---------- Dataset entries ----------

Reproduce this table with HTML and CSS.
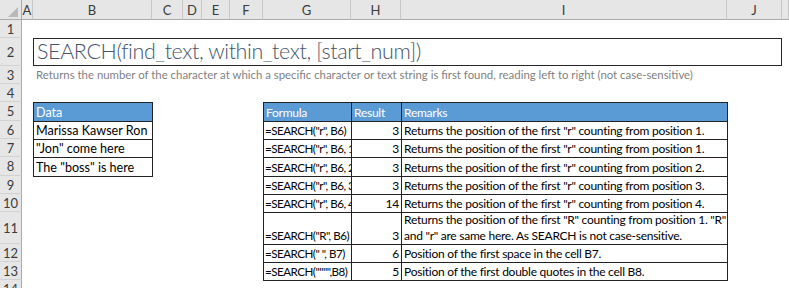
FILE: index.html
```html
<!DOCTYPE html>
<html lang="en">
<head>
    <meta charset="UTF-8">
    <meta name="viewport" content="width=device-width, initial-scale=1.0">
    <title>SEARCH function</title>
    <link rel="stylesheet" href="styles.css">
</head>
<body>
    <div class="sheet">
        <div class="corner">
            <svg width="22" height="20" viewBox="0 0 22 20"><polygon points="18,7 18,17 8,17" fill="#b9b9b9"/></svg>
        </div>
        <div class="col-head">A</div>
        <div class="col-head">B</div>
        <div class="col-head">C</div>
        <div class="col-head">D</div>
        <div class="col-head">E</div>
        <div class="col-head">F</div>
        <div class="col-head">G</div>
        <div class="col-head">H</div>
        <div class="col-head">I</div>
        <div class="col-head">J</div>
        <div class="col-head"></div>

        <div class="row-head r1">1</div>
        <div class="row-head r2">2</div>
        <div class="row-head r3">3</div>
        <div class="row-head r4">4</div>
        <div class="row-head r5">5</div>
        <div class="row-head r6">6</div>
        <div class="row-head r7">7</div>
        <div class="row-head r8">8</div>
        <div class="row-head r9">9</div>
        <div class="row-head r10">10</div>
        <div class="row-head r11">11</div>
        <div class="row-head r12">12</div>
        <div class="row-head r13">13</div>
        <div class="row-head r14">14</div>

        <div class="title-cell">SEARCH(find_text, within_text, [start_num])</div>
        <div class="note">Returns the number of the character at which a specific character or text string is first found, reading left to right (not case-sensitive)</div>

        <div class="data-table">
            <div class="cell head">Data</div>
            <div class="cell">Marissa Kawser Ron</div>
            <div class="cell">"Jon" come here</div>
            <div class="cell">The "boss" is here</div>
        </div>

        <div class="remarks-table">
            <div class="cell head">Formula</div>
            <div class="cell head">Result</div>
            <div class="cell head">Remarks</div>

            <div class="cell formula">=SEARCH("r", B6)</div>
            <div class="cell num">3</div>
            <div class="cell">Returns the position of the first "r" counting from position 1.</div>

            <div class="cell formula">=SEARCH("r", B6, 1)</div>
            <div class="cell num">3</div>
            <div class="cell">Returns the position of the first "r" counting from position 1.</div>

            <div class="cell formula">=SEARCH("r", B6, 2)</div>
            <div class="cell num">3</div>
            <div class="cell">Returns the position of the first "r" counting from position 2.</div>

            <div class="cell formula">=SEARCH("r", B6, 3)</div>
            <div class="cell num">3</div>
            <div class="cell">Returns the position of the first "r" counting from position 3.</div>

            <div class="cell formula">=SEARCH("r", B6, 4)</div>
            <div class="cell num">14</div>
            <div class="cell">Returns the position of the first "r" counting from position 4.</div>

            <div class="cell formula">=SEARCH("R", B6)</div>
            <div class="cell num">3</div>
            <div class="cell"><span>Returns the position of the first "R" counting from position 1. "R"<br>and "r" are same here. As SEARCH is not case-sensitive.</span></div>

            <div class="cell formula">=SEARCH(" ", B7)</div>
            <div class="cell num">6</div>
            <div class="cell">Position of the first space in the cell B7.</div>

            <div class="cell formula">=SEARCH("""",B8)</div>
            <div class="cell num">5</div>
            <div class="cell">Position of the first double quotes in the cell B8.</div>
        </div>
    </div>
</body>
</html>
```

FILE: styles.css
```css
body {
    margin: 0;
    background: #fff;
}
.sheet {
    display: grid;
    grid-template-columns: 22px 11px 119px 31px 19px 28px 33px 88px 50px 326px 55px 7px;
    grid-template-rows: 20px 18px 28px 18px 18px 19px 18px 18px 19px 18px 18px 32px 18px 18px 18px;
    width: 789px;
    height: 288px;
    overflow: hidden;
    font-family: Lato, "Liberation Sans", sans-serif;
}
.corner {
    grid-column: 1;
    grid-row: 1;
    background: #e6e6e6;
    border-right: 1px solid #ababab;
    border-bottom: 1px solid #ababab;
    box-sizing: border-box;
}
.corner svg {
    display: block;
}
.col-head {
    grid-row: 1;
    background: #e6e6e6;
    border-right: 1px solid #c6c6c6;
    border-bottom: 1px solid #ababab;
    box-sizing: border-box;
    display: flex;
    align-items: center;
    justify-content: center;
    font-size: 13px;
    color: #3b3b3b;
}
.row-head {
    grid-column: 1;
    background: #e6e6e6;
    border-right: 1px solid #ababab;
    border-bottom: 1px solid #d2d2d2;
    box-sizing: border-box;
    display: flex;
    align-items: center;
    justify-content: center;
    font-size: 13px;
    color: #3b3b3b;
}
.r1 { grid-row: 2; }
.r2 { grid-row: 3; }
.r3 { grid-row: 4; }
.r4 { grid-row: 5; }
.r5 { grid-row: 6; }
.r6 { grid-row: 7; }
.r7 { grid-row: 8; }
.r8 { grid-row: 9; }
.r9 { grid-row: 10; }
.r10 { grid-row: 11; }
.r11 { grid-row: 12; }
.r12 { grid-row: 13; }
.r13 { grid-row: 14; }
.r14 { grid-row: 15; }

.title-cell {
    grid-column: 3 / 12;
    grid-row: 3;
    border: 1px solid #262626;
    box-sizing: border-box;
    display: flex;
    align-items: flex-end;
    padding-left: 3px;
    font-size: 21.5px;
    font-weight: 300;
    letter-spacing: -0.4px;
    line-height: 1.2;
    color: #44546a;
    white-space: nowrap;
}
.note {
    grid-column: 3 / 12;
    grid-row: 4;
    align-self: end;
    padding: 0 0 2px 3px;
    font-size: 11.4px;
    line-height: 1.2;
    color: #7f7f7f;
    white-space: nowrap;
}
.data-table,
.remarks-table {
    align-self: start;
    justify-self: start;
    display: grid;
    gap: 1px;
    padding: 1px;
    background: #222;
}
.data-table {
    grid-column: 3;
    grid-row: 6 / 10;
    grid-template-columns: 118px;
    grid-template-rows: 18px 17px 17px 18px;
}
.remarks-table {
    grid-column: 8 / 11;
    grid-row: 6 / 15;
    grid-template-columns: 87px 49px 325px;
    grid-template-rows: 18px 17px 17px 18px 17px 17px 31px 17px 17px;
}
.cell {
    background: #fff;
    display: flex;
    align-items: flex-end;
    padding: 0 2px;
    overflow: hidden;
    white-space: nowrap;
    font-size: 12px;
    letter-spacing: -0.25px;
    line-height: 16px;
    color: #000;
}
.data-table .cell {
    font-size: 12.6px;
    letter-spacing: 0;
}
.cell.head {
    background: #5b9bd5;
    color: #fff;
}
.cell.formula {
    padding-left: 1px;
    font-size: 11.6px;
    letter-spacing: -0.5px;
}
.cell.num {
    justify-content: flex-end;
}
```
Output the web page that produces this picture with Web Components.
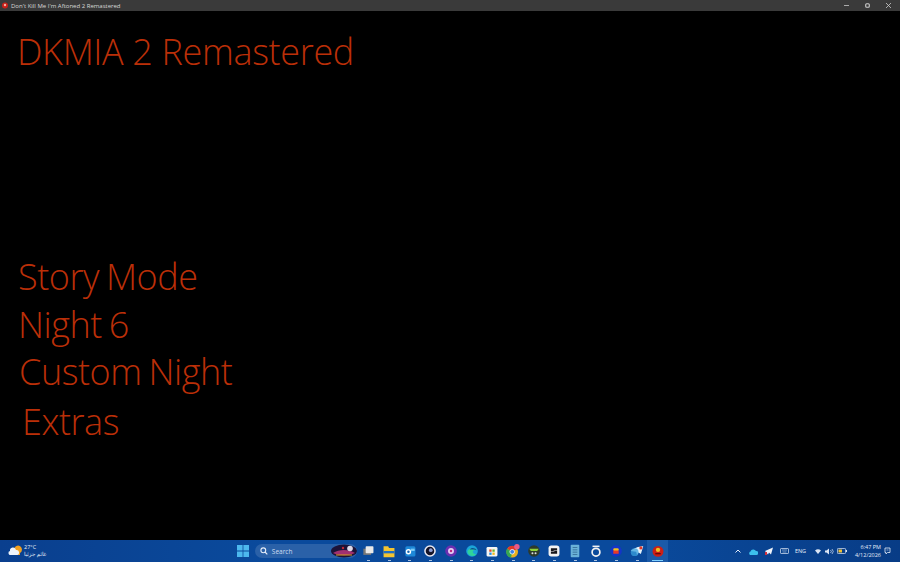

----------

- Set task -
Copy every record above exactly, leaving out the pictures.

- Answer to this exercise -
Reproduce this table with HTML and CSS.
FILE: index.html
```html
<!DOCTYPE html>
<html lang="en">
<head>
    <meta charset="UTF-8">
    <meta name="viewport" content="width=device-width, initial-scale=1.0">
    <title>SEARCH function</title>
    <link rel="stylesheet" href="styles.css">
</head>
<body>
    <div class="sheet">
        <div class="corner">
            <svg width="22" height="20" viewBox="0 0 22 20"><polygon points="18,7 18,17 8,17" fill="#b9b9b9"/></svg>
        </div>
        <div class="col-head">A</div>
        <div class="col-head">B</div>
        <div class="col-head">C</div>
        <div class="col-head">D</div>
        <div class="col-head">E</div>
        <div class="col-head">F</div>
        <div class="col-head">G</div>
        <div class="col-head">H</div>
        <div class="col-head">I</div>
        <div class="col-head">J</div>
        <div class="col-head"></div>

        <div class="row-head r1">1</div>
        <div class="row-head r2">2</div>
        <div class="row-head r3">3</div>
        <div class="row-head r4">4</div>
        <div class="row-head r5">5</div>
        <div class="row-head r6">6</div>
        <div class="row-head r7">7</div>
        <div class="row-head r8">8</div>
        <div class="row-head r9">9</div>
        <div class="row-head r10">10</div>
        <div class="row-head r11">11</div>
        <div class="row-head r12">12</div>
        <div class="row-head r13">13</div>
        <div class="row-head r14">14</div>

        <div class="title-cell">SEARCH(find_text, within_text, [start_num])</div>
        <div class="note">Returns the number of the character at which a specific character or text string is first found, reading left to right (not case-sensitive)</div>

        <div class="data-table">
            <div class="cell head">Data</div>
            <div class="cell">Marissa Kawser Ron</div>
            <div class="cell">"Jon" come here</div>
            <div class="cell">The "boss" is here</div>
        </div>

        <div class="remarks-table">
            <div class="cell head">Formula</div>
            <div class="cell head">Result</div>
            <div class="cell head">Remarks</div>

            <div class="cell formula">=SEARCH("r", B6)</div>
            <div class="cell num">3</div>
            <div class="cell">Returns the position of the first "r" counting from position 1.</div>

            <div class="cell formula">=SEARCH("r", B6, 1)</div>
            <div class="cell num">3</div>
            <div class="cell">Returns the position of the first "r" counting from position 1.</div>

            <div class="cell formula">=SEARCH("r", B6, 2)</div>
            <div class="cell num">3</div>
            <div class="cell">Returns the position of the first "r" counting from position 2.</div>

            <div class="cell formula">=SEARCH("r", B6, 3)</div>
            <div class="cell num">3</div>
            <div class="cell">Returns the position of the first "r" counting from position 3.</div>

            <div class="cell formula">=SEARCH("r", B6, 4)</div>
            <div class="cell num">14</div>
            <div class="cell">Returns the position of the first "r" counting from position 4.</div>

            <div class="cell formula">=SEARCH("R", B6)</div>
            <div class="cell num">3</div>
            <div class="cell"><span>Returns the position of the first "R" counting from position 1. "R"<br>and "r" are same here. As SEARCH is not case-sensitive.</span></div>

            <div class="cell formula">=SEARCH(" ", B7)</div>
            <div class="cell num">6</div>
            <div class="cell">Position of the first space in the cell B7.</div>

            <div class="cell formula">=SEARCH("""",B8)</div>
            <div class="cell num">5</div>
            <div class="cell">Position of the first double quotes in the cell B8.</div>
        </div>
    </div>
</body>
</html>
```

FILE: styles.css
```css
body {
    margin: 0;
    background: #fff;
}
.sheet {
    display: grid;
    grid-template-columns: 22px 11px 119px 31px 19px 28px 33px 88px 50px 326px 55px 7px;
    grid-template-rows: 20px 18px 28px 18px 18px 19px 18px 18px 19px 18px 18px 32px 18px 18px 18px;
    width: 789px;
    height: 288px;
    overflow: hidden;
    font-family: Lato, "Liberation Sans", sans-serif;
}
.corner {
    grid-column: 1;
    grid-row: 1;
    background: #e6e6e6;
    border-right: 1px solid #ababab;
    border-bottom: 1px solid #ababab;
    box-sizing: border-box;
}
.corner svg {
    display: block;
}
.col-head {
    grid-row: 1;
    background: #e6e6e6;
    border-right: 1px solid #c6c6c6;
    border-bottom: 1px solid #ababab;
    box-sizing: border-box;
    display: flex;
    align-items: center;
    justify-content: center;
    font-size: 13px;
    color: #3b3b3b;
}
.row-head {
    grid-column: 1;
    background: #e6e6e6;
    border-right: 1px solid #ababab;
    border-bottom: 1px solid #d2d2d2;
    box-sizing: border-box;
    display: flex;
    align-items: center;
    justify-content: center;
    font-size: 13px;
    color: #3b3b3b;
}
.r1 { grid-row: 2; }
.r2 { grid-row: 3; }
.r3 { grid-row: 4; }
.r4 { grid-row: 5; }
.r5 { grid-row: 6; }
.r6 { grid-row: 7; }
.r7 { grid-row: 8; }
.r8 { grid-row: 9; }
.r9 { grid-row: 10; }
.r10 { grid-row: 11; }
.r11 { grid-row: 12; }
.r12 { grid-row: 13; }
.r13 { grid-row: 14; }
.r14 { grid-row: 15; }

.title-cell {
    grid-column: 3 / 12;
    grid-row: 3;
    border: 1px solid #262626;
    box-sizing: border-box;
    display: flex;
    align-items: flex-end;
    padding-left: 3px;
    font-size: 21.5px;
    font-weight: 300;
    letter-spacing: -0.4px;
    line-height: 1.2;
    color: #44546a;
    white-space: nowrap;
}
.note {
    grid-column: 3 / 12;
    grid-row: 4;
    align-self: end;
    padding: 0 0 2px 3px;
    font-size: 11.4px;
    line-height: 1.2;
    color: #7f7f7f;
    white-space: nowrap;
}
.data-table,
.remarks-table {
    align-self: start;
    justify-self: start;
    display: grid;
    gap: 1px;
    padding: 1px;
    background: #222;
}
.data-table {
    grid-column: 3;
    grid-row: 6 / 10;
    grid-template-columns: 118px;
    grid-template-rows: 18px 17px 17px 18px;
}
.remarks-table {
    grid-column: 8 / 11;
    grid-row: 6 / 15;
    grid-template-columns: 87px 49px 325px;
    grid-template-rows: 18px 17px 17px 18px 17px 17px 31px 17px 17px;
}
.cell {
    background: #fff;
    display: flex;
    align-items: flex-end;
    padding: 0 2px;
    overflow: hidden;
    white-space: nowrap;
    font-size: 12px;
    letter-spacing: -0.25px;
    line-height: 16px;
    color: #000;
}
.data-table .cell {
    font-size: 12.6px;
    letter-spacing: 0;
}
.cell.head {
    background: #5b9bd5;
    color: #fff;
}
.cell.formula {
    padding-left: 1px;
    font-size: 11.6px;
    letter-spacing: -0.5px;
}
.cell.num {
    justify-content: flex-end;
}
```
Output the web page that produces this picture with Web Components.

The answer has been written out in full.